其一,读者应该具有艺术的同感力。王夫之所说的艺术的同感力,实际上就是读者在接受和欣赏诗歌作品时能够设身处地地把自己置身于诗人当时境地,去全身心全人格地感受、体验和把捉诗人情感和意绪的能力。王夫之认为,只有这样才是“以诗解诗”,而不是“以学究之陋解诗”(注:《诗译》“一0”条。)。 他在另外的地方表达了同样的观点:“陶冶性情,别有风旨,不可以典册、简牍、训诂之学与焉”(注:《诗译》“一”条。)。王夫之还结合鉴赏的实际来具体阐述说明这一点:

“欲投人住宿,隔水问樵夫。”则山之辽廓荒远可知,与上六句初无异致,且得宾主分明,非独头意识悬相描摹也。“亲朋无一字,老病有孤舟。”自然是登岳阳楼诗。尝设身作杜陵,凭轩远望观,则心目中二语居然出现,次亦情中景也(注:《夕堂永日绪论内编》“一六”条。)。在王夫之看来,所引王维和杜甫的诗句是诗人在某种现实情境的自然感发中产生的,因此读者只有化身为诗人进入作品所描绘的艺术情境之中并设身处地作审美体验,作品所描绘的艺术形象才能够生动鲜活地涌现出来,读者也才能在此基础上进一步作出自己的理解和思考。

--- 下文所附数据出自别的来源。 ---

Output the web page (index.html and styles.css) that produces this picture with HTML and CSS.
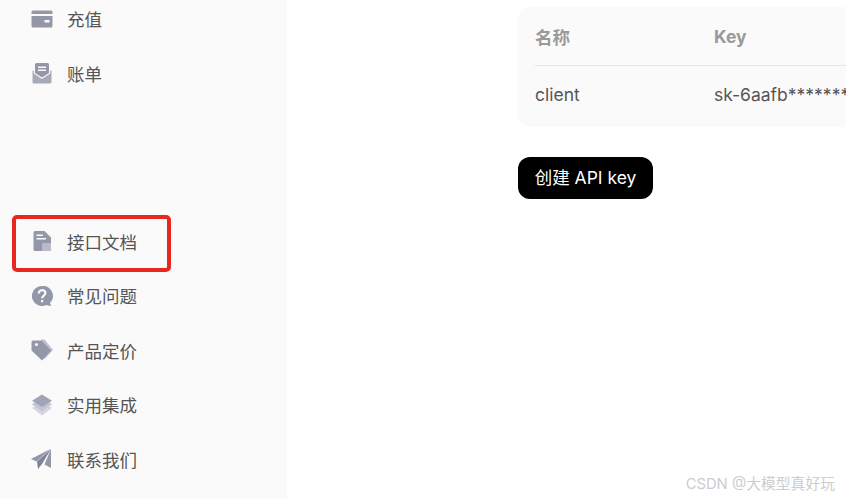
FILE: index.html
```html
<!DOCTYPE html>
<html lang="zh-CN">
<head>
    <meta charset="UTF-8">
    <meta name="viewport" content="width=device-width, initial-scale=1.0">
    <title>API keys</title>
    <link rel="stylesheet" href="styles.css">
</head>
<body>

<div class="page">
    <!-- Sidebar -->
    <aside class="sidebar">
        <nav class="nav nav-top">
            <a class="nav-item">
                <svg class="icon" viewBox="0 0 22 18"><path fill="#9397a8" d="M2 .5h18a1.500 1.500 0 0 1 1.500 1.500v2H.5V2A1.500 1.500 0 0 1 2 .5z"/><path fill="#9397a8" fill-rule="evenodd" d="M.5 6h21v10a1.500 1.500 0 0 1-1.500 1.500H2A1.500 1.500 0 0 1 .5 16zm13 4v2.500h5V10z"/></svg>
                <span>充值</span>
            </a>
            <a class="nav-item">
                <svg class="icon" viewBox="0 0 22 22"><path fill="#9397a8" fill-rule="evenodd" d="M5.500 1h11A1.500 1.500 0 0 1 18 2.500V11l-7 4.500L4 11V2.500A1.500 1.500 0 0 1 5.500 1zM7 4.500V6h8V4.500zM7 7.500V9h8V7.500z"/><path fill="#a6a9b8" d="M1.500 9l1.300-.8v3.400L11 17l8.200-5.400V8.200l1.300.8v11a1.500 1.500 0 0 1-1.500 1.500H3A1.500 1.500 0 0 1 1.500 20z"/></svg>
                <span>账单</span>
            </a>
        </nav>
        <nav class="nav">
            <a class="nav-item">
                <svg class="icon" viewBox="0 0 22 22"><path fill="#9397a8" fill-rule="evenodd" d="M4 1h9.500L20 7.500V19.500A1.500 1.500 0 0 1 18.500 21H4a1.500 1.500 0 0 1-1.500-1.500v-17A1.500 1.500 0 0 1 4 1zM5.500 4.500V6H12V4.500zM5.500 8v1.500H15V8z"/><path fill="#b7bac7" d="M11 14a1 1 0 0 1 1-1h8v6.500a1.500 1.500 0 0 1-1.500 1.500H11z"/></svg>
                <span>接口文档</span>
            </a>
            <a class="nav-item">
                <svg class="icon" viewBox="0 0 22 22"><path fill="#9397a8" d="M11 1a10 10 0 1 0 4.500 18.900l3.500 1.100 1-.5-1-2.500A10 10 0 0 0 11 1z"/><path fill="none" stroke="#fafafa" stroke-width="2.200" d="M7.800 8.500c0-4.300 6.600-4.300 6.600-.4 0 2.500-3.300 2.500-3.300 5.200"/><rect fill="#fafafa" x="10" y="15" width="2.200" height="2.300"/></svg>
                <span>常见问题</span>
            </a>
            <a class="nav-item">
                <svg class="icon" viewBox="0 0 22 22"><path fill="#bcbfcb" d="M10 .5h3.500L22 11l-8.500 9z"/><path fill="#9397a8" fill-rule="evenodd" d="M2 1.500h8.500L20 11.500 11 21.500.5 11.500V3A1.500 1.500 0 0 1 2 1.500zm3.500 2.500a1.500 1.500 0 1 0 0 3 1.500 1.500 0 0 0 0-3z"/></svg>
                <span>产品定价</span>
            </a>
            <a class="nav-item">
                <svg class="icon" viewBox="0 0 22 22"><path fill="#d5d7e0" d="M4 12l7 3.500 7-3.500 3 2-10 7.500L1 14z"/><path fill="#c3c6d2" d="M4 8l7 3.500L18 8l3 2.200L11 17.500 1 10.200z"/><path fill="#a0a4b4" d="M11 .5l10 6.200-10 6.300-10-6.300z"/></svg>
                <span>实用集成</span>
            </a>
            <a class="nav-item">
                <svg class="icon" viewBox="0 0 22 22"><path fill="#9397a8" d="M20 1v19l-6.500-3.500z"/><path fill="#9397a8" d="M19.500 1L0 11l5.500 2.500z"/><path fill="#7f8395" d="M20 1L6 13.500 7 21l4-5z"/></svg>
                <span>联系我们</span>
            </a>
        </nav>
    </aside>

    <!-- API keys -->
    <main class="content">
        <div class="key-table">
            <div class="key-row key-head">
                <div class="col-name">名称</div>
                <div>Key</div>
            </div>
            <div class="key-row key-body">
                <div class="col-name">client</div>
                <div>sk-6aafb****************</div>
            </div>
        </div>
        <button class="create-btn">创建 API key</button>
    </main>
</div>

<!-- Annotation and watermark sit over the page -->
<div class="highlight"></div>
<div class="watermark">CSDN @大模型真好玩</div>

</body>
</html>
```

FILE: styles.css
```css
html, body {
    margin: 0;
    height: 100%;
    overflow: hidden;
}
body {
    position: relative;
    background-color: white;
    color: #555;
    font-family: Inter, "Noto Sans CJK SC", sans-serif;
    font-size: 17.5px;
}
.page {
    display: flex;
    height: 499px;
}
.sidebar {
    width: 287px;
    flex-shrink: 0;
    background-color: #fafafa;
    box-sizing: border-box;
    padding-left: 31px;
}
.nav {
    display: flex;
    flex-direction: column;
}
.nav-top {
    margin-top: -8.5px;
    margin-bottom: 113.5px;
}
.nav-item {
    display: flex;
    align-items: center;
    gap: 14px;
    height: 54.5px;
}
.icon {
    width: 22px;
    height: 22px;
    flex-shrink: 0;
}
.content {
    flex: 1;
    min-width: 0;
    padding: 7px 0 0 231px;
}
.key-table {
    width: 600px;
    height: 120px;
    box-sizing: border-box;
    padding: 0 17px;
    background-color: #fafafa;
    border-radius: 12px;
}
.key-row {
    display: flex;
    align-items: center;
    height: 58px;
    white-space: nowrap;
}
.key-head {
    color: #999;
    font-weight: 700;
    border-bottom: 1px solid #e5e5e5;
}
.key-body {
    padding-bottom: 2px;
    box-sizing: border-box;
}
.col-name {
    width: 179px;
}
.create-btn {
    display: block;
    width: 135px;
    height: 42px;
    margin-top: 30px;
    padding: 0 0 3px;
    background-color: black;
    color: white;
    border: none;
    border-radius: 12px;
    font-family: inherit;
    font-size: 17.5px;
}
.highlight {
    position: absolute;
    left: 12px;
    top: 215px;
    width: 159px;
    height: 57px;
    box-sizing: border-box;
    border: 4px solid #e8281e;
    border-radius: 5px;
}
.watermark {
    position: absolute;
    right: 11px;
    top: 475px;
    color: #cdcdcd;
    font-size: 14.8px;
    line-height: 18px;
}
```
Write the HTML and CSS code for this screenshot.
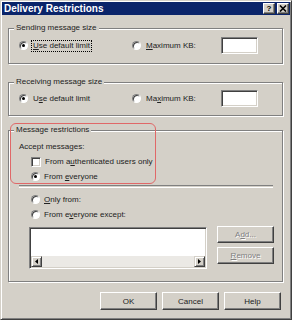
FILE: index.html
```html
<!DOCTYPE html>
<html lang="en">
<head>
  <meta charset="UTF-8">
  <title>Delivery Restrictions</title>
  <link rel="stylesheet" href="styles.css">
</head>
<body>
  <div class="window">
    <div class="titlebar">
      <span class="title">Delivery Restrictions</span>
      <div class="title-buttons">
        <span class="tbtn">?</span>
        <span class="tbtn">
          <svg width="8" height="7" viewBox="0 0 8 7"><path d="M1 0.5 L7 6.5 M7 0.5 L1 6.5" stroke="#000" stroke-width="1.6" fill="none"/></svg>
        </span>
      </div>
    </div>

    <div class="content">
      <fieldset class="group g1">
        <legend>Sending message size</legend>
        <div class="group-body">
          <div class="size-row">
            <label class="opt opt-default"><span class="radio checked"></span><span class="focus"><u>U</u>se default limit</span></label>
            <label class="opt"><span class="radio"></span><span class="opt-text"><u>M</u>aximum KB:</span></label>
            <span class="textbox"></span>
          </div>
        </div>
      </fieldset>

      <fieldset class="group g2">
        <legend>Receiving message size</legend>
        <div class="group-body">
          <div class="size-row">
            <label class="opt opt-default"><span class="radio checked"></span><span class="opt-text">U<u>s</u>e default limit</span></label>
            <label class="opt"><span class="radio"></span><span class="opt-text">Ma<u>x</u>imum KB:</span></label>
            <span class="textbox"></span>
          </div>
        </div>
      </fieldset>

      <fieldset class="group g3">
        <legend>Message restrictions</legend>
        <div class="group-body">
          <div class="line">Accept messages:</div>
          <label class="line sub"><span class="checkbox"></span><span class="opt-text">From a<u>u</u>thenticated users only</span></label>
          <label class="line sub"><span class="radio checked"></span><span class="opt-text">From <u>e</u>veryone</span></label>
          <div class="separator"></div>
          <label class="line sub"><span class="radio"></span><span class="opt-text"><u>O</u>nly from:</span></label>
          <label class="line sub"><span class="radio"></span><span class="opt-text">From e<u>v</u>eryone except:</span></label>
          <div class="list-row">
            <div class="listbox">
              <div class="list-area"></div>
              <div class="hscroll">
                <span class="sbtn"><svg width="3" height="5" viewBox="0 0 3 5"><path d="M3 0 L0 2.5 L3 5 Z" fill="#000"/></svg></span>
                <span class="track"></span>
                <span class="sbtn"><svg width="3" height="5" viewBox="0 0 3 5"><path d="M0 0 L3 2.5 L0 5 Z" fill="#000"/></svg></span>
              </div>
            </div>
            <div class="side-buttons">
              <span class="button disabled">A<u>d</u>d...</span>
              <span class="button disabled"><u>R</u>emove</span>
            </div>
          </div>
        </div>
      </fieldset>

      <div class="dialog-buttons">
        <span class="button">OK</span>
        <span class="button">Cancel</span>
        <span class="button">Help</span>
      </div>
    </div>

    <div class="annotation"></div>
  </div>
</body>
</html>
```

FILE: styles.css
```css
body {
  margin: 0;
  font-family: "Liberation Sans", Arial, sans-serif;
  font-size: 8px;
  color: #222;
}

.window {
  position: relative;
  width: 292px;
  height: 320px;
  box-sizing: border-box;
  background: #d4d0c8;
  border: 1px solid;
  border-color: #d4d0c8 #404040 #404040 #d4d0c8;
  box-shadow: inset 1px 1px #fff, inset -1px -1px #808080;
  padding: 1px;
}

.titlebar {
  height: 13px;
  background: #0a246a;
  display: flex;
  align-items: center;
  justify-content: space-between;
  padding: 0 1px 0 2px;
}

.title {
  color: #fff;
  font-weight: bold;
  font-size: 10px;
}

.title-buttons {
  display: flex;
  gap: 2px;
}

.tbtn {
  width: 12px;
  height: 11px;
  box-sizing: border-box;
  background: #d4d0c8;
  border: 1px solid;
  border-color: #fff #404040 #404040 #fff;
  box-shadow: inset -1px -1px #808080;
  display: flex;
  align-items: center;
  justify-content: center;
  font-weight: bold;
  font-size: 8px;
  line-height: 1;
  color: #000;
}

.content {
  padding: 8px 7px 0 6px;
  display: flex;
  flex-direction: column;
}

.group {
  margin: 0;
  padding: 0;
  min-width: 0;
  border: 1px solid #808080;
  box-shadow: inset 1px 1px #fff, 1px 1px #fff;
}

.group legend {
  margin-left: 5px;
  padding: 0 2px;
  line-height: 10px;
  background: #d4d0c8;
}

.g2 { margin-top: 13px; }
.g3 { margin-top: 9px; }

.g1 .group-body { padding: 4px 24px 9px 10px; }
.g2 .group-body { padding: 3px 24px 8px 10px; }
.g3 .group-body { padding: 4px 6px 12px 10px; }

.size-row {
  display: flex;
  align-items: center;
  height: 17px;
}

.opt {
  display: flex;
  align-items: center;
  gap: 5px;
}

.opt-default {
  width: 113px;
}

.focus {
  border: 1px dotted #000;
  padding: 0 1px;
  margin-left: -2px;
  line-height: 10px;
}

.radio {
  width: 9px;
  height: 9px;
  box-sizing: border-box;
  border-radius: 50%;
  background: #fff;
  border: 1px solid;
  border-color: #808080 #fff #fff #808080;
  box-shadow: inset 1px 1px #404040;
  display: flex;
  align-items: center;
  justify-content: center;
}

.radio.checked::after {
  content: "";
  width: 3px;
  height: 3px;
  border-radius: 50%;
  background: #000;
}

.checkbox {
  width: 10px;
  height: 10px;
  box-sizing: border-box;
  background: #fff;
  border: 1px solid;
  border-color: #808080 #fff #fff #808080;
  box-shadow: inset 1px 1px #404040, inset -1px -1px #d4d0c8;
}

.textbox {
  margin-left: auto;
  width: 37px;
  height: 17px;
  box-sizing: border-box;
  background: #fff;
  border: 1px solid;
  border-color: #808080 #fff #fff #808080;
  box-shadow: inset 1px 1px #404040, inset -1px -1px #d4d0c8;
}

.line {
  display: flex;
  align-items: center;
  gap: 4px;
  height: 15px;
}

.sub {
  margin-left: 12px;
}

.separator {
  margin: 1px 3px 4px 0;
  height: 1px;
  border-top: 1px solid #808080;
  border-bottom: 1px solid #fff;
}

.list-row {
  display: flex;
  align-items: flex-start;
  gap: 10px;
  margin-top: 4px;
}

.listbox {
  margin-left: 10px;
  margin-top: 1px;
  width: 178px;
  height: 42px;
  box-sizing: border-box;
  border: 1px solid;
  border-color: #808080 #fff #fff #808080;
  box-shadow: inset 1px 1px #404040, inset -1px -1px #d4d0c8;
  padding: 1px;
  display: flex;
  flex-direction: column;
}

.list-area {
  flex: 1;
  background: #fff;
}

.hscroll {
  display: flex;
  height: 11px;
}

.track {
  flex: 1;
  background: #ebe9e5;
}

.sbtn {
  width: 11px;
  box-sizing: border-box;
  background: #d4d0c8;
  border: 1px solid;
  border-color: #d4d0c8 #404040 #404040 #d4d0c8;
  box-shadow: inset 1px 1px #fff, inset -1px -1px #808080;
  display: flex;
  align-items: center;
  justify-content: center;
}

.side-buttons {
  display: flex;
  flex-direction: column;
  gap: 4px;
}

.button {
  width: 57px;
  height: 17px;
  box-sizing: border-box;
  background: #d4d0c8;
  border: 1px solid;
  border-color: #fff #404040 #404040 #fff;
  box-shadow: inset -1px -1px #808080;
  display: flex;
  align-items: center;
  justify-content: center;
}

.button.disabled {
  color: #808080;
  text-shadow: 1px 1px #fff;
}

.dialog-buttons {
  display: flex;
  justify-content: flex-end;
  gap: 5px;
  margin: 10px 2px 0 0;
}

.dialog-buttons .button {
  height: 18px;
}

.annotation {
  position: absolute;
  left: 9px;
  top: 122px;
  width: 146px;
  height: 61px;
  box-sizing: border-box;
  border: 1px solid #e06868;
  border-radius: 6px;
}
```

其二,读者还应该具有艺术想象力。诗歌创作需要想象,这是中国古代诗论家的共识,王夫之也持同样的态度,如他用“善于取影”来称赞王昌龄的《少年行》,就是因为这首诗比较好地运用了艺术想象(注:《诗译》“五”条。案王昌龄《少年行》,《万首唐人绝句》及《全唐诗》诗题均作《青楼曲》。)。但王夫之也同样强调读者在诗歌接受活动中需要艺术想象,他在对《诗经·小雅·出车》的评论中表达了这一思想:

“春日迟迟,卉木萋萋;仓庚喈喈,采蘩祁祁。执讯获丑,薄言还归。赫赫南仲,猃狁于夷。”其妙正在此。训诂家不能领悟,谓妇方采蘩而见归师,旨趣索然矣。建旌旗,举矛戟,车马喧阗,凯乐竞奏之下,仓庚何能不惊飞,而尚闻其喈喈?六师在道,虽阅无忧,采蘩之妇亦何事暴面于三军之侧邪?征人归矣,度其妇方采蘩,而闻归师之凯旋。故迟迟之日,萋萋之草,鸟鸣之和,皆为助喜。而南仲之功,震于闺阁,室家之欣喜,遥想其然,而征人之意得可知矣。乃以此而称南仲,又影中取影,曲尽人情之极至者也(注:《诗译》“五”条。)。王夫之的这段议论是针对训诂家的有关解说而发的,如孔颖达《毛诗正义》在解读此诗时,一会儿说“此序其归来之事,陈戍卒之辞”,把此诗看作是以出征将士的口吻对凯旋归来场面所进行的实写;一会儿又觉得与“赫赫南仲”一语相抵牾,所以又说:“赫赫南仲,则非将帅自言也。”这样一来,一首本来蕴涵无尽的情趣和意味的佳作,却被肢解得支离破碎、前后矛盾、索然寡味,这显然是解读者缺乏艺术想象力、全然“以典册、简牍、训诂之学与焉”所带来的恶果。王夫之对《出车》诗的解读所以能给人以耳目一新的感觉,就在于他在遵循生活逻辑和艺术逻辑的基础上充分发挥了艺术的想象力。王夫之认为,这首诗并没有实写归师凯旋的热烈场面,也没有正面去写戍归的丈夫与妻子相聚时欣喜若狂的情景,而是把征夫渴望团聚的那种期盼之情融化在想象和联想之中:征夫在归途中“遥想”妻子即将面临凯旋场面的欣喜心情,“赫赫南仲”更是征夫想象妻子为自己的赫赫战功而欢欣鼓舞的境况。如果说《出车》一诗把征夫与妻子两情相依的实景化为想象中的虚景从而为读者留下一个可以进行再创造的艺术空间就是王夫之所说的“取影”的话,那么王夫之作为高明的读者充分调动自己的想象力和联想力对作品作出富有审美情趣的解说我们亦可以称之为“影中取影”(注:王夫之“影中取影”的本意是指诗歌创作中的想象,我们借用来指诗歌接受过程中读者对作品所进行的具有再创造性质的艺术想象。)。毫无疑问,像王夫之这样细致入微地体味作品、充分挖掘作品所蕴涵的审美旨趣,真正做到“以其情而自得”,没有“影中取影”即艺术想象的能力是不可思议的。